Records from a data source

• • • • •

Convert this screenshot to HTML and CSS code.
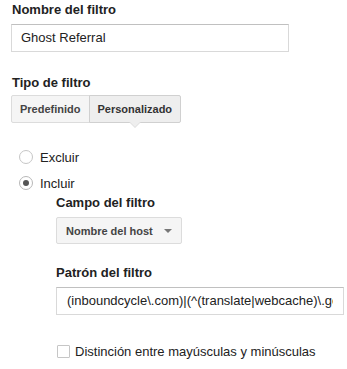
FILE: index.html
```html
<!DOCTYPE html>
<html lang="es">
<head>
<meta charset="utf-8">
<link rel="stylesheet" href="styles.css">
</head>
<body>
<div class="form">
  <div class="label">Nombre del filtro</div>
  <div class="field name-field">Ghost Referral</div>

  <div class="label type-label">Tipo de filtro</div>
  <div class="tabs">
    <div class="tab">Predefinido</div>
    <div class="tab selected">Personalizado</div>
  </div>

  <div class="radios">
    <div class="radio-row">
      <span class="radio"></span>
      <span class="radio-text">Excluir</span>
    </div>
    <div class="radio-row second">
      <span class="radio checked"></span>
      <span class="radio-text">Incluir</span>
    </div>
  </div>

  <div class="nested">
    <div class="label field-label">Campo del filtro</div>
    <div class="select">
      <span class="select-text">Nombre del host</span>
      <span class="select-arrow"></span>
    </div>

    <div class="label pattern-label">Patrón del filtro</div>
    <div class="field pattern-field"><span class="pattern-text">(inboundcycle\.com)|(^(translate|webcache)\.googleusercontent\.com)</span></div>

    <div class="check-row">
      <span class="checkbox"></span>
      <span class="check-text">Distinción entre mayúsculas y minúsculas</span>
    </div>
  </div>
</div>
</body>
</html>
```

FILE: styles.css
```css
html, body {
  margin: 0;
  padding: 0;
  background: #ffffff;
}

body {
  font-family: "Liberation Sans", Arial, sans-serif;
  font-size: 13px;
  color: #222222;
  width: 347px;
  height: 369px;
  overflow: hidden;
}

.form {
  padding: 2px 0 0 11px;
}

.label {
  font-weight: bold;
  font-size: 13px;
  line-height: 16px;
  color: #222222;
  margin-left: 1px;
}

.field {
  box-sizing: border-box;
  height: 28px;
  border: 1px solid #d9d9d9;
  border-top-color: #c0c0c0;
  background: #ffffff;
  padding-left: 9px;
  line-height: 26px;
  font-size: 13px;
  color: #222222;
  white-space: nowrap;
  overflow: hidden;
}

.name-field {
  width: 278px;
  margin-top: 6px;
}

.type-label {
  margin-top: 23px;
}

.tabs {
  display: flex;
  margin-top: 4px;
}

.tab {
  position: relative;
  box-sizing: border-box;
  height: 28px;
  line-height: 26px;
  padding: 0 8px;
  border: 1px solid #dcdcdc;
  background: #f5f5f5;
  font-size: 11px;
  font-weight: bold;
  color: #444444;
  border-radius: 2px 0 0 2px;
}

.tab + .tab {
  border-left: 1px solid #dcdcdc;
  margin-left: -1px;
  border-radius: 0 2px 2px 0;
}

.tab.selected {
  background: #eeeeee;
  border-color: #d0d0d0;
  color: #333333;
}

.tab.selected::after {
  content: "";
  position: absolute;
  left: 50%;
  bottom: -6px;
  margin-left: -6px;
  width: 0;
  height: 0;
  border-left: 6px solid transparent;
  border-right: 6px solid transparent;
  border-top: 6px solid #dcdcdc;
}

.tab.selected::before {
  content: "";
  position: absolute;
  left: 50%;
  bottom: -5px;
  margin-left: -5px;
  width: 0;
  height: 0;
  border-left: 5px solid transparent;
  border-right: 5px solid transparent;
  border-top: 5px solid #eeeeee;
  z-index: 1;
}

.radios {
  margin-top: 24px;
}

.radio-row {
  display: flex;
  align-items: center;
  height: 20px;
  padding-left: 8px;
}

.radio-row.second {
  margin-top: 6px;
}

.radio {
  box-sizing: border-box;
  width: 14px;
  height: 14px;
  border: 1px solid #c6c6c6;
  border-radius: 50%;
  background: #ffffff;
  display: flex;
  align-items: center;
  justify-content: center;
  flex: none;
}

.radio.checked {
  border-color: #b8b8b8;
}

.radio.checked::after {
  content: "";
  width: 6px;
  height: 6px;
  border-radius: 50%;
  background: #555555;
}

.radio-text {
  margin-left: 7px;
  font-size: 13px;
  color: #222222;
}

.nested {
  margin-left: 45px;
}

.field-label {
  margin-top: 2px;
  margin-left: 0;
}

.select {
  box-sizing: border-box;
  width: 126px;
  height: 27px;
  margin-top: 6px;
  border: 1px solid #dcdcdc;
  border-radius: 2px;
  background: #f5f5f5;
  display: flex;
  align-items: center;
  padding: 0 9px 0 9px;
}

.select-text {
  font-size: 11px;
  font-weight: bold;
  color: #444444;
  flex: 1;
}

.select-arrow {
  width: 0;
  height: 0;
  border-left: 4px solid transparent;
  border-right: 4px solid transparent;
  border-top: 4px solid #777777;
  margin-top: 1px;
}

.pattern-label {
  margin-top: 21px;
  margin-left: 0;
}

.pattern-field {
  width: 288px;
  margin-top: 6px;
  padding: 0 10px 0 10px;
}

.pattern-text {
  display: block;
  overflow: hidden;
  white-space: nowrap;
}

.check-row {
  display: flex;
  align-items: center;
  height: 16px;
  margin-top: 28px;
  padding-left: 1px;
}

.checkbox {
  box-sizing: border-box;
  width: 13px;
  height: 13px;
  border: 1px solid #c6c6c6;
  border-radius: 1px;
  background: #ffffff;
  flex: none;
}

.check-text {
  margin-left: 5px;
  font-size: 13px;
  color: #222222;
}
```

• • • • •

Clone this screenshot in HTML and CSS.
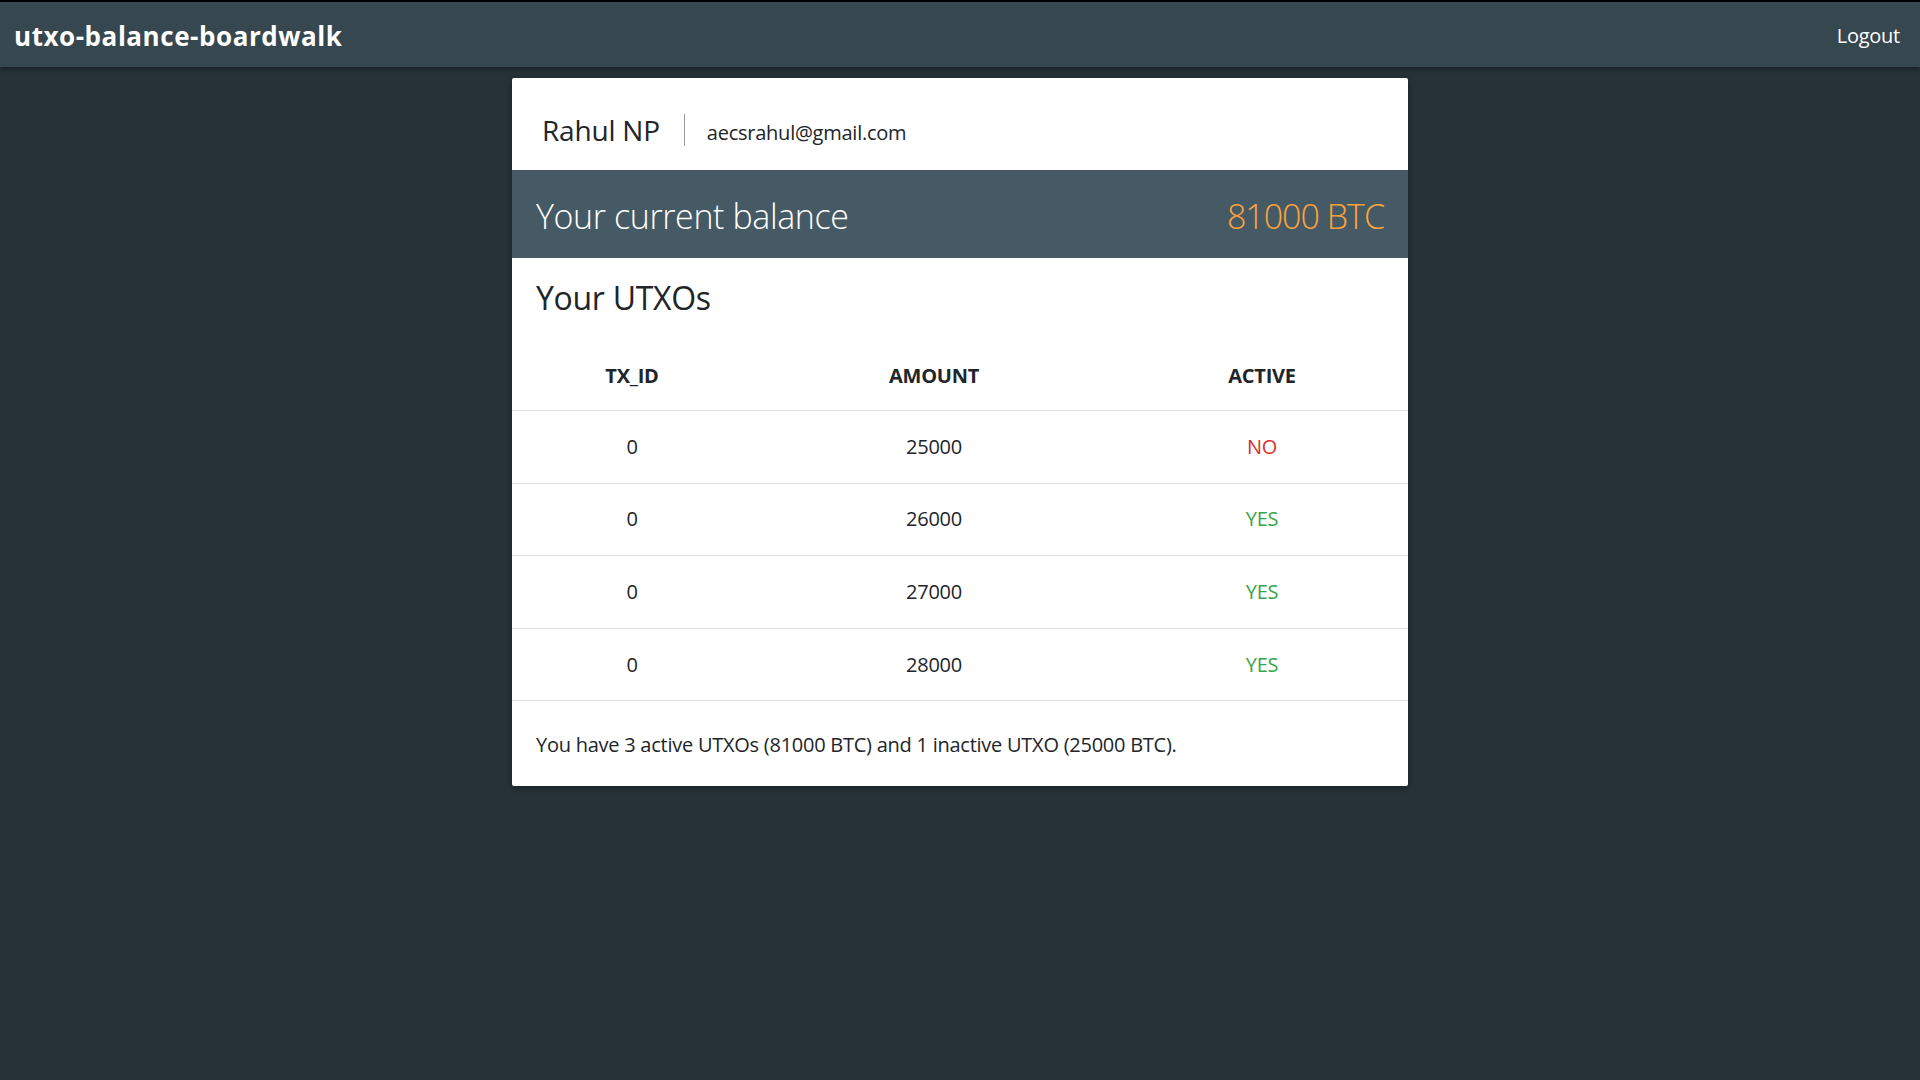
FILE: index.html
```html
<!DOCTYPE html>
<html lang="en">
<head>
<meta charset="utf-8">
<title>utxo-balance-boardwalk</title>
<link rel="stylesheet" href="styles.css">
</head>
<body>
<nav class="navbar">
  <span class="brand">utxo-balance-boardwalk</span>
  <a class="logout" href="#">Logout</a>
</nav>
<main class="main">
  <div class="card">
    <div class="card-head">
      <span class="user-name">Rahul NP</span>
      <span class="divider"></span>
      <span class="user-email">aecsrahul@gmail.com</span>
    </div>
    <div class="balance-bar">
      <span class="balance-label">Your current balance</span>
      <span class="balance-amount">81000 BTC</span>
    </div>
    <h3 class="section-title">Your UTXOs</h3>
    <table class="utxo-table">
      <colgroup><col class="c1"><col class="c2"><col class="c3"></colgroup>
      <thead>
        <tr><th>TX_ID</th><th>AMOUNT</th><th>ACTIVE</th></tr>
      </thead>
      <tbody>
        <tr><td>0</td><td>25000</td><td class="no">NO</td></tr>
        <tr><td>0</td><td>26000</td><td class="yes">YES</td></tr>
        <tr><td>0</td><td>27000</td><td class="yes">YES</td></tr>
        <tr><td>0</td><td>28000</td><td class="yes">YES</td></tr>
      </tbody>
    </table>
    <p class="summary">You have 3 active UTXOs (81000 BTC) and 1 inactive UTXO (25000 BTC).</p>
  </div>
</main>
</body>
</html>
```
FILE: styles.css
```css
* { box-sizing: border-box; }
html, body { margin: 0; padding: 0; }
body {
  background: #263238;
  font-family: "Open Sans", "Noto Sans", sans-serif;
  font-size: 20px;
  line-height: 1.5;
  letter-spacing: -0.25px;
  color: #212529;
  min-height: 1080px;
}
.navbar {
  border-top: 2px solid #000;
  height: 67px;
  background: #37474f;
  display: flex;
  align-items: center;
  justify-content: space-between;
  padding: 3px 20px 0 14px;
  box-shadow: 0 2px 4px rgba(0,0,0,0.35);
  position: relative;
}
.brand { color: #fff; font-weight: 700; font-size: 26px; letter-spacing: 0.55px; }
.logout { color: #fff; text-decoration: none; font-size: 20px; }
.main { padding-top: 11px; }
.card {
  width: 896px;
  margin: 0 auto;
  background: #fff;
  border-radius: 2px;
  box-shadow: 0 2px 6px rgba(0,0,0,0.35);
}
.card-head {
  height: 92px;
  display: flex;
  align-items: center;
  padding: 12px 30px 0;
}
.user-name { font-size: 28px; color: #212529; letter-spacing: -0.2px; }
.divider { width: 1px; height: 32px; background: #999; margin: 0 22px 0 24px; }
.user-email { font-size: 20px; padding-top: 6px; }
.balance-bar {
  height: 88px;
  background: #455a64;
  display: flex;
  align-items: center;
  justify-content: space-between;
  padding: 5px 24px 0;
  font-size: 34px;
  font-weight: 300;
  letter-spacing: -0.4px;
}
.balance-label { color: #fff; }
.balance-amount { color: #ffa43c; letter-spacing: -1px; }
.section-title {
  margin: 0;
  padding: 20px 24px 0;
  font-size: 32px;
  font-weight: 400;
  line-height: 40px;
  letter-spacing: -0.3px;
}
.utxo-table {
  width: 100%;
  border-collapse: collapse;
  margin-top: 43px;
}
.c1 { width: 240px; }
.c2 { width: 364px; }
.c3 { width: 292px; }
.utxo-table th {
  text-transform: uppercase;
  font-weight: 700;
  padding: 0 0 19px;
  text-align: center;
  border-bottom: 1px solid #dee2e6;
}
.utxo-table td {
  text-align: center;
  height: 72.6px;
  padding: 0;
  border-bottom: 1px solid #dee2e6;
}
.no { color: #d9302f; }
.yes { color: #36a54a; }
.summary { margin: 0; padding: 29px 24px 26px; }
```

• • • • •

Your task is to pick out every line with the string "this" and copy it.

■ **Exercise result**:
Convert this screenshot to HTML and CSS code.
Clone this screenshot in HTML and CSS.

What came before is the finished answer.